The House Magazine – 30 October 2019

Andrew Roberts: Leadership in War – Lessons from Those Who Made History, Allen Lane, 2019, 256 pp, £20 (ISBN: 978-0241335994)

The success of deterrent and containment policies in averting a third world war has – mercifully – deprived modern leaders of the opportunity to show what they might have achieved in times of global conflict. Andrew Roberts’ incisive survey of nine war leaders examines six who reached their apotheosis in World War II, with only Margaret Thatcher’s Falklands campaign included from the postwar period.

Roberts has written acclaimed biographies of several of his chosen leaders and is a master of his material. All had “a profound sense of self-belief” and almost all had immersed their younger selves in the copious study of history. Roberts believes that people’s characters and outlook are profoundly shaped by historical study and personal experience in early teenage years.

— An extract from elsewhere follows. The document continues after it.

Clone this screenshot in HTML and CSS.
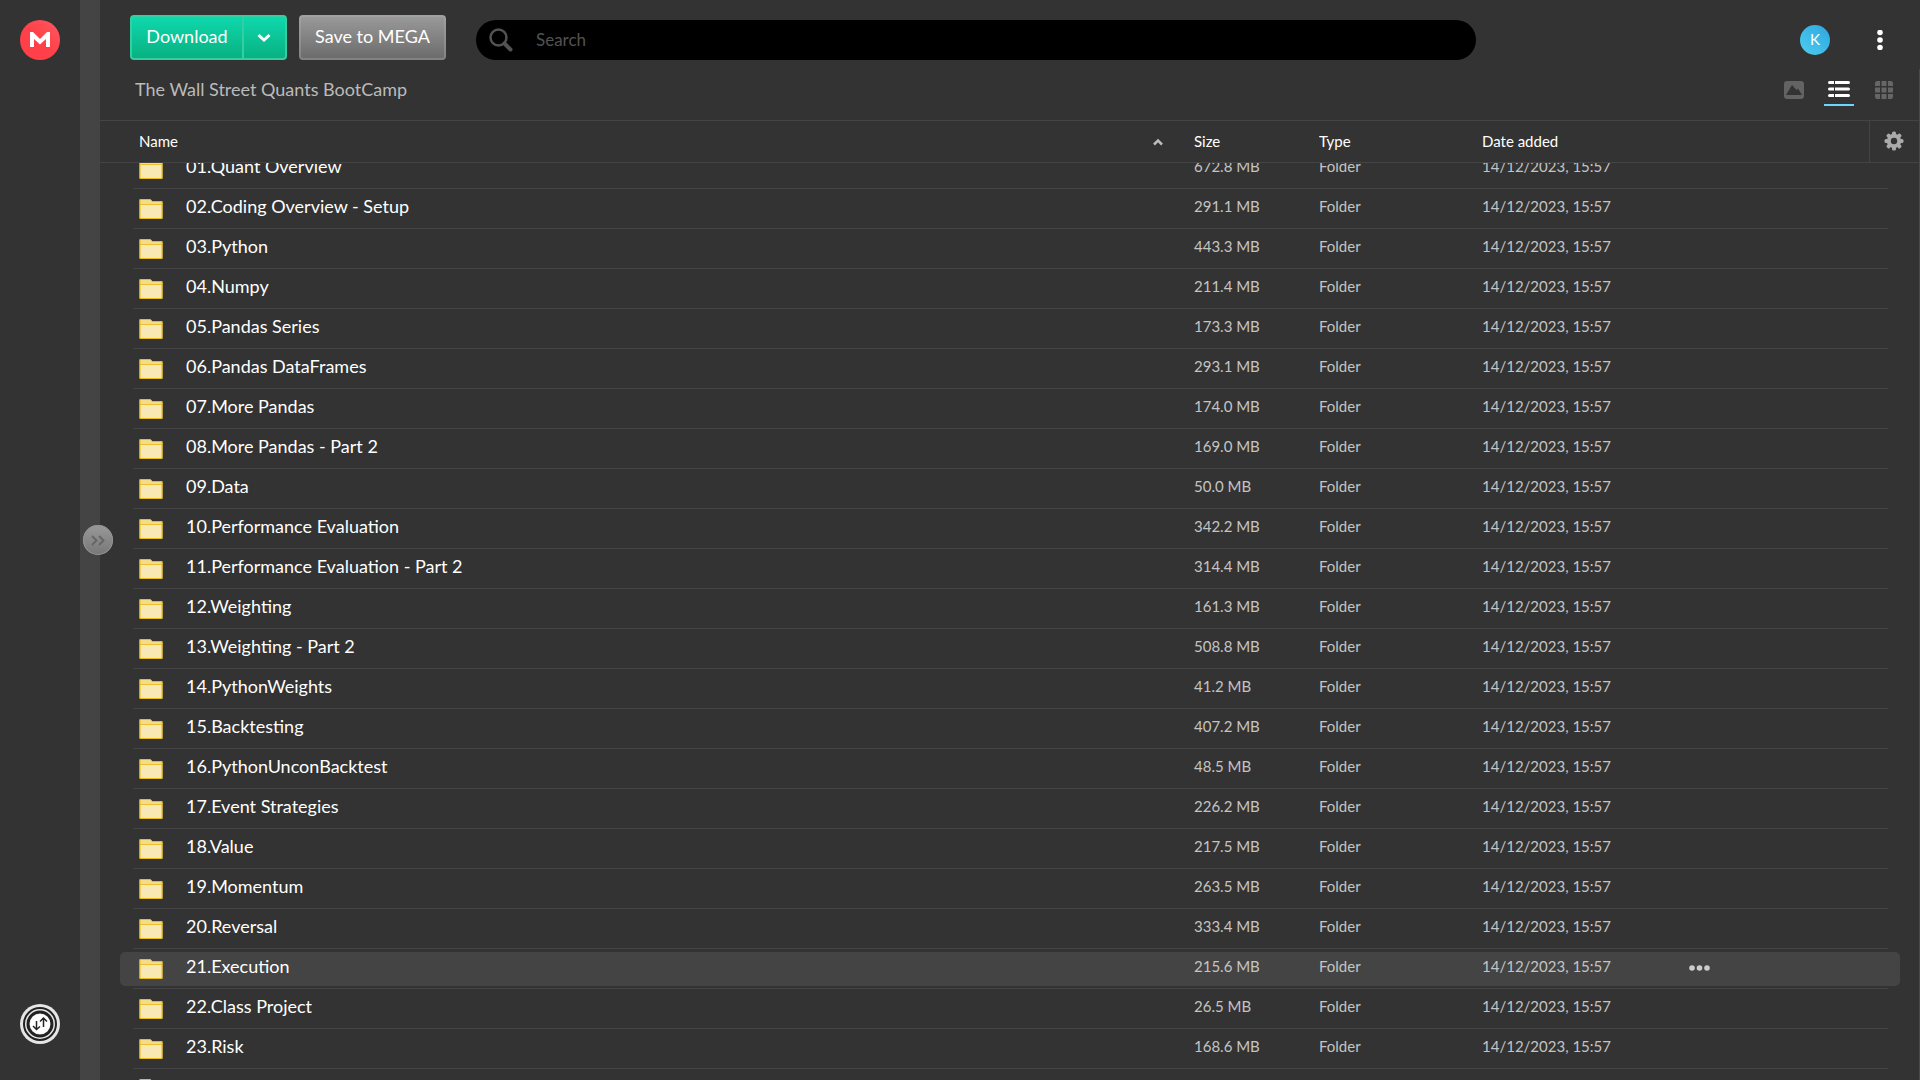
FILE: index.html
```html
<!DOCTYPE html>
<html lang="en">
<head>
<meta charset="utf-8">
<meta name="viewport" content="width=device-width, initial-scale=1">
<title>The Wall Street Quants BootCamp - MEGA</title>
<link rel="stylesheet" href="styles.css">
</head>
<body>
<svg class="sprite" aria-hidden="true">
  <symbol id="folder" viewBox="0 0 24 20">
    <path d="M.5 .5h11l2 2h10v17H.5z" fill="#f5dc8c"/>
    <path d="M1 6h22v13H1z" fill="#f8e8b4"/>
    <path d="M1 .5h10.500l1.500 2h10v17H1z" fill="none" stroke="#ecb913"/>
    <path d="M1 5.500h22" stroke="#ecc02c"/>
  </symbol>
</svg>
<div class="app">
  <nav class="rail" aria-label="Main">
    <a class="logo" href="#" aria-label="MEGA">
      <svg width="40" height="40" viewBox="0 0 40 40">
        <defs><linearGradient id="red" x1="0" y1="1" x2="1" y2="0"><stop offset=".5" stop-color="#ff4048"/><stop offset="1" stop-color="#ff5a64"/></linearGradient></defs>
        <circle cx="20" cy="20" r="20" fill="url(#red)"/>
        <path d="M10 27V12h3l7 7 7-7h3v15h-4v-8l-6 5.500-6-5.500v8z" fill="#fff"/>
      </svg>
    </a>
    <button class="transfers" type="button" aria-label="Transfers">
      <svg width="40" height="40" viewBox="0 0 40 40">
        <circle cx="20" cy="20" r="20" fill="#e6e6e6"/>
        <circle cx="20" cy="20" r="16" fill="none" stroke="#222" stroke-width="2"/>
        <circle cx="20" cy="20" r="12" fill="none" stroke="#222" stroke-width="3"/>
        <circle cx="20" cy="20" r="10" fill="#fff"/>
        <path d="M16.500 17v8m-3.500-3 3.500 3.500 3.500-3M23.500 23v-8.500m-3.500 3 3.500-3.500 3.500 3.500" fill="none" stroke="#222" stroke-width="1.500"/>
      </svg>
    </button>
  </nav>
  <aside class="strip">
    <button class="expand" type="button" aria-label="Expand panel">
      <svg width="30" height="30" viewBox="0 0 30 30"><path d="m9 11 4.500 4.500L9 20m7-9 4.500 4.500L16 20" fill="none" stroke="#666" stroke-width="2"/></svg>
    </button>
  </aside>
  <main class="main">
    <header class="topbar">
      <div class="split">
        <button class="download" type="button">Download</button>
        <button class="download-more" type="button" aria-label="Download options">
          <svg width="14" height="10" viewBox="0 0 14 10"><path d="m1.500 2 5.500 5 5.500-5" fill="none" stroke="#fff" stroke-width="3"/></svg>
        </button>
      </div>
      <button class="save" type="button">Save to MEGA</button>
      <label class="search">
        <svg width="24" height="24" viewBox="0 0 24 24" aria-hidden="true"><circle cx="9.500" cy="9.500" r="8" fill="none" stroke="#525252" stroke-width="2.500"/><path d="m15.500 15.500 6 6" stroke="#525252" stroke-width="4" stroke-linecap="round"/></svg>
        <input type="search" placeholder="Search" aria-label="Search">
      </label>
      <div class="account">
        <button class="avatar" type="button" aria-label="Account">K</button>
        <button class="menu" type="button" aria-label="Menu">
          <svg width="6" height="20" viewBox="0 0 6 20" fill="#fff"><circle cx="3" cy="2.500" r="2.800"/><circle cx="3" cy="10" r="2.800"/><circle cx="3" cy="17.500" r="2.800"/></svg>
        </button>
      </div>
    </header>
    <section class="panel">
      <div class="crumbs">
        <h1>The Wall Street Quants BootCamp</h1>
        <div class="views">
          <button type="button" aria-label="Media view">
            <svg width="20" height="18" viewBox="0 0 20 18"><rect width="20" height="18" rx="3" fill="#636363"/><path d="M2 14 8 4l4.500 5L14 7.500l4 6.500z" fill="#333"/></svg>
          </button>
          <button class="on" type="button" aria-label="List view" aria-pressed="true">
            <svg width="22" height="18" viewBox="0 0 22 18" fill="#fff"><path d="M1.500 0H6v3H1.500a1.500 1.500 0 0 1 0-3zM7 0h13.500a1.500 1.500 0 0 1 0 3H7zM1.500 6.500H6v3H1.500a1.500 1.500 0 0 1 0-3zM7 6.500h13.500a1.500 1.500 0 0 1 0 3H7zM1.500 13H6v3H1.500a1.500 1.500 0 0 1 0-3zM7 13h13.500a1.500 1.500 0 0 1 0 3H7z"/></svg>
          </button>
          <button type="button" aria-label="Grid view">
            <svg width="18" height="18" viewBox="0 0 18 18" fill="#666"><path d="M1.500 0H5v5H0V1.500zM6.500 0h5v5h-5zM13 0h3.500L18 1.500V5h-5zM0 6.500h5v5H0zM6.500 6.500h5v5h-5zM13 6.500h5v5h-5zM0 13h5v5H1.500L0 16.500zM6.500 13h5v5h-5zM13 13h5v3.500L16.500 18H13z"/></svg>
          </button>
        </div>
      </div>
      <div class="scroller" id="files">
        <table>
          <colgroup><col><col class="c-size"><col class="c-type"><col class="c-date"><col class="c-more"><col class="c-set"></colgroup>
          <thead>
            <tr>
              <th class="name" scope="col" aria-sort="ascending"><button type="button">Name <svg width="12" height="8" viewBox="0 0 12 8"><path d="m2 6.500 4-4 4 4" fill="none" stroke="#bbb" stroke-width="2.500"/></svg></button></th>
              <th scope="col">Size</th><th scope="col">Type</th><th scope="col">Date added</th><td></td>
              <td class="settings"><button type="button" aria-label="Column settings">
                <svg width="20" height="20" viewBox="-10 -10 20 20" fill="#aaa"><circle r="5.200" fill="none" stroke="#aaa" stroke-width="4"/><g id="teeth"><rect x="-2" y="-9.500" width="4" height="4" rx="1.500"/><rect x="-2" y="5.500" width="4" height="4" rx="1.500"/><rect x="-9.500" y="-2" width="4" height="4" rx="1.500"/><rect x="5.500" y="-2" width="4" height="4" rx="1.500"/></g><use href="#teeth" transform="rotate(45)"/></svg>
              </button></td>
            </tr>
          </thead>
          <tbody>
            <tr><td class="name"><svg><use href="#folder"/></svg>01.Quant Overview</td><td>672.8 MB</td><td>Folder</td><td>14/12/2023, 15:57</td><td></td><td></td></tr>
            <tr><td class="name"><svg><use href="#folder"/></svg>02.Coding Overview - Setup</td><td>291.1 MB</td><td>Folder</td><td>14/12/2023, 15:57</td><td></td><td></td></tr>
            <tr><td class="name"><svg><use href="#folder"/></svg>03.Python</td><td>443.3 MB</td><td>Folder</td><td>14/12/2023, 15:57</td><td></td><td></td></tr>
            <tr><td class="name"><svg><use href="#folder"/></svg>04.Numpy</td><td>211.4 MB</td><td>Folder</td><td>14/12/2023, 15:57</td><td></td><td></td></tr>
            <tr><td class="name"><svg><use href="#folder"/></svg>05.Pandas Series</td><td>173.3 MB</td><td>Folder</td><td>14/12/2023, 15:57</td><td></td><td></td></tr>
            <tr><td class="name"><svg><use href="#folder"/></svg>06.Pandas DataFrames</td><td>293.1 MB</td><td>Folder</td><td>14/12/2023, 15:57</td><td></td><td></td></tr>
            <tr><td class="name"><svg><use href="#folder"/></svg>07.More Pandas</td><td>174.0 MB</td><td>Folder</td><td>14/12/2023, 15:57</td><td></td><td></td></tr>
            <tr><td class="name"><svg><use href="#folder"/></svg>08.More Pandas - Part 2</td><td>169.0 MB</td><td>Folder</td><td>14/12/2023, 15:57</td><td></td><td></td></tr>
            <tr><td class="name"><svg><use href="#folder"/></svg>09.Data</td><td>50.0 MB</td><td>Folder</td><td>14/12/2023, 15:57</td><td></td><td></td></tr>
            <tr><td class="name"><svg><use href="#folder"/></svg>10.Performance Evaluation</td><td>342.2 MB</td><td>Folder</td><td>14/12/2023, 15:57</td><td></td><td></td></tr>
            <tr><td class="name"><svg><use href="#folder"/></svg>11.Performance Evaluation - Part 2</td><td>314.4 MB</td><td>Folder</td><td>14/12/2023, 15:57</td><td></td><td></td></tr>
            <tr><td class="name"><svg><use href="#folder"/></svg>12.Weighting</td><td>161.3 MB</td><td>Folder</td><td>14/12/2023, 15:57</td><td></td><td></td></tr>
            <tr><td class="name"><svg><use href="#folder"/></svg>13.Weighting - Part 2</td><td>508.8 MB</td><td>Folder</td><td>14/12/2023, 15:57</td><td></td><td></td></tr>
            <tr><td class="name"><svg><use href="#folder"/></svg>14.PythonWeights</td><td>41.2 MB</td><td>Folder</td><td>14/12/2023, 15:57</td><td></td><td></td></tr>
            <tr><td class="name"><svg><use href="#folder"/></svg>15.Backtesting</td><td>407.2 MB</td><td>Folder</td><td>14/12/2023, 15:57</td><td></td><td></td></tr>
            <tr><td class="name"><svg><use href="#folder"/></svg>16.PythonUnconBacktest</td><td>48.5 MB</td><td>Folder</td><td>14/12/2023, 15:57</td><td></td><td></td></tr>
            <tr><td class="name"><svg><use href="#folder"/></svg>17.Event Strategies</td><td>226.2 MB</td><td>Folder</td><td>14/12/2023, 15:57</td><td></td><td></td></tr>
            <tr><td class="name"><svg><use href="#folder"/></svg>18.Value</td><td>217.5 MB</td><td>Folder</td><td>14/12/2023, 15:57</td><td></td><td></td></tr>
            <tr><td class="name"><svg><use href="#folder"/></svg>19.Momentum</td><td>263.5 MB</td><td>Folder</td><td>14/12/2023, 15:57</td><td></td><td></td></tr>
            <tr><td class="name"><svg><use href="#folder"/></svg>20.Reversal</td><td>333.4 MB</td><td>Folder</td><td>14/12/2023, 15:57</td><td></td><td></td></tr>
            <tr class="active"><td class="name"><svg><use href="#folder"/></svg>21.Execution</td><td>215.6 MB</td><td>Folder</td><td>14/12/2023, 15:57</td><td><button class="more" type="button" aria-label="More options"><svg width="21" height="6" viewBox="0 0 21 6" fill="#ccc"><circle cx="3" cy="3" r="2.800"/><circle cx="10.500" cy="3" r="2.800"/><circle cx="18" cy="3" r="2.800"/></svg></button></td><td></td></tr>
            <tr><td class="name"><svg><use href="#folder"/></svg>22.Class Project</td><td>26.5 MB</td><td>Folder</td><td>14/12/2023, 15:57</td><td></td><td></td></tr>
            <tr><td class="name"><svg><use href="#folder"/></svg>23.Risk</td><td>168.6 MB</td><td>Folder</td><td>14/12/2023, 15:57</td><td></td><td></td></tr>
            <tr><td class="name"><svg><use href="#folder"/></svg></td><td></td><td></td><td></td><td></td><td></td></tr>
          </tbody>
        </table>
      </div>
    </section>
  </main>
</div>
<script src="script.js"></script>
</body>
</html>
```
FILE: styles.css
```css
* { box-sizing: border-box; }
body {
  margin: 0;
  background: #333;
  color: #fff;
  font: 18px/20px Lato, "Open Sans", sans-serif;
}
button { border: 0; padding: 0; background: none; color: inherit; font: inherit; cursor: pointer; }
svg { display: block; flex: none; }
.sprite { position: absolute; width: 0; height: 0; }

.app { display: flex; height: 100vh; }
.rail {
  display: flex;
  flex-direction: column;
  justify-content: space-between;
  align-items: center;
  flex: none;
  width: 80px;
  padding: 20px 0 36px;
}
.strip { position: relative; flex: none; width: 20px; background: #444; }
.expand {
  position: absolute;
  top: 50%;
  left: 3px;
  width: 30px;
  height: 30px;
  margin-top: -15px;
  border-radius: 50%;
  background: linear-gradient(#999, #777);
  box-shadow: inset 0 0 0 1px #939393;
}
.main { display: flex; flex: 1; flex-direction: column; min-width: 0; }

.topbar { display: flex; flex: none; height: 69px; padding: 15px 37px 0 30px; }
.split, .save {
  height: 45px;
  border-radius: 4px;
}
.split {
  display: flex;
  flex: none;
  margin-right: 12px;
  border: 2px solid #33cfa3;
  background: linear-gradient(#0fd8ae, #08b180);
}
.download { width: 110px; padding: 0 0 4px; }
.download-more { display: grid; place-items: center; width: 43px; padding-right: 2px; border-left: 2px solid #33cfa3; }
.save {
  flex: none;
  width: 147px;
  margin-right: 30px;
  padding: 0 0 4px;
  border: 2px solid transparent;
  background: linear-gradient(#999, #6c6c6c) padding-box, linear-gradient(#a2a2a2, #828282) border-box;
}
.search {
  display: flex;
  flex: 1;
  align-items: center;
  gap: 23px;
  max-width: 1000px;
  height: 40px;
  margin-top: 5px;
  padding: 0 13px;
  border-radius: 20px;
  background: #000;
}
.search input {
  flex: 1;
  min-width: 0;
  padding: 0;
  border: 0;
  outline: 0;
  background: none;
  color: #fff;
  font: inherit;
  font-size: 17px;
}
.search input::placeholder { color: #525252; opacity: 1; }
.account { display: flex; align-items: center; gap: 47px; height: 50px; margin-left: auto; }
.avatar {
  width: 30px;
  height: 30px;
  padding-bottom: 2px;
  border-radius: 50%;
  background: linear-gradient(45deg, #4fcdf0, #2ba6de);
  font-size: 15px;
}

.panel { display: flex; flex: 1; flex-direction: column; min-height: 0; border-right: 1px solid #4a4a4a; }
.crumbs { display: flex; flex: none; justify-content: space-between; height: 51px; padding: 7px 20px 0 35px; }
.crumbs h1 { margin: 3px 0 0; color: #bbb; font-size: 18px; font-weight: 400; }
.views { display: flex; gap: 15px; height: 30px; }
.views button { display: flex; justify-content: center; width: 30px; padding-top: 5px; }
.views .on { border-bottom: 2px solid #6cd5ff; }

.scroller { flex: 1; min-height: 0; overflow-y: auto; scrollbar-width: none; }
table { width: 100%; border-spacing: 0; table-layout: fixed; }
.c-size { width: 125px; }
.c-type { width: 163px; }
.c-date { width: 207px; }
.c-more { width: 180px; }
.c-set { width: 50px; }
th, td { padding: 0; text-align: left; }
thead th, thead td {
  position: sticky;
  top: 0;
  z-index: 2;
  height: 43px;
  border: solid #444;
  border-width: 1px 0;
  background: #333;
  font-size: 15px;
  font-weight: 400;
}
thead th { padding-bottom: 2px; }
thead .name button { display: flex; align-items: center; justify-content: space-between; width: 100%; padding: 0 30px 0 39px; }
thead .name svg { margin-top: 3px; }
thead .settings { padding: 0 2px 1px 0; border-left-width: 1px; }
.settings button { display: block; width: 100%; }
.settings svg { margin: 0 auto; }

tbody tr { position: relative; z-index: 0; }
tbody td { height: 40px; padding-bottom: 6px; color: #c4c4c4; font-size: 15px; }
tbody .name {
  padding-left: 86px;
  overflow: hidden;
  color: #fff;
  font-size: 18px;
  white-space: nowrap;
}
tbody .name > svg { position: absolute; top: 10px; left: 39px; width: 24px; height: 20px; }
tbody .name::after {
  position: absolute;
  right: 31px;
  bottom: 0;
  left: 33px;
  height: 1px;
  background: #444;
  content: "";
}
.active .name::before {
  position: absolute;
  z-index: -1;
  top: 3px;
  right: 19px;
  bottom: 3px;
  left: 20px;
  border-radius: 5px;
  background: #444;
  content: "";
}
.more { display: block; padding-top: 4px; }
```
FILE: script.js
```js
document.getElementById('files').scrollTop = 14;
```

De Gaulle’s Anglophobia stemmed from the humiliation of France by Britain in the 1898 Fashoda incident: his jaundiced view of our behaviour was distorted by this prism. Churchill predicted, when only 16, that one day he would

“command of the defences of London and … save London and England from disaster”.

His understanding of Hitler’s mentality – without ever meeting the man – stemmed from confronting fanatics on the Afghan border in 1896-97.

Both Churchill and de Gaulle were immune to physical fear. Both used the spoken and broadcast word to inspire. Both prized the honour of their countries more than life itself. Both embodied the spirit of resistance – and neither would contemplate national surrender, even in seemingly hopeless circumstances.

From the military professionals, Roberts chooses Marshall and Eisenhower. Each was supremely calm, strategically sound and personally diplomatic. Marshall’s “Olympian self-confidence” was allied with genuine modesty about his own achievements, such as creating an eight million-strong US Army from a meagre 200,000 in just four years. As an Allied Commander-in-Chief, Eisenhower viewed his role as Chairman of the Board –

“quick to give credit, ready to meet the other fellow more than half way, and absorb advice and … be willing to decentralise”.

He projected outward calmness, keeping all the prima donnas in play, whilst drafting a statement accepting full personal responsibility if the D-Day landings had miscarried.

Such people, on the surface, had little in common with Adolf Hitler, their arch-enemy, whom Roberts also analyses. Millions idolised the Nazi leader, whose views and obsessions were

“the kind of thing that mentally disturbed people used to write to the newspapers”

in green ink. Yet, he appealed to a nation in defeat by blaming it on a stab-in-the-back, and by painting a picture of racial superiority. He was packaged and presented as a superstar by cleverer brains than his and was aided by disastrous economic conditions enabling the imposition of totalitarian control. In reality, it was all about him – as his final denunciation of the Germans for having proved unworthy clearly demonstrated.

Indeed, if egocentricity were a disqualification, several of Roberts’ subjects could not have been included – Nelson and Napoleon, especially. From each of their careers, one of our foremost modern historians has distilled the elements of successful wartime leadership. They include a sense of mission, an appreciation of history, boundless energy, the power of concentration, a belief in the superiority of one’s nation and way of life, and determination to learn from past mistakes whilst never accepting defeat.

Great war leaders cultivate an aura of invincibility. Above all, they infuse their spirit into others:

“Great leaders are able to make soldiers and civilians believe that they are part of a purpose that matters more than even their continued existence on the planet.”

Future generations of military leaders will have cause to be grateful to Andrew Roberts for distilling the findings of his meticulous research into such an accessible and engaging analysis.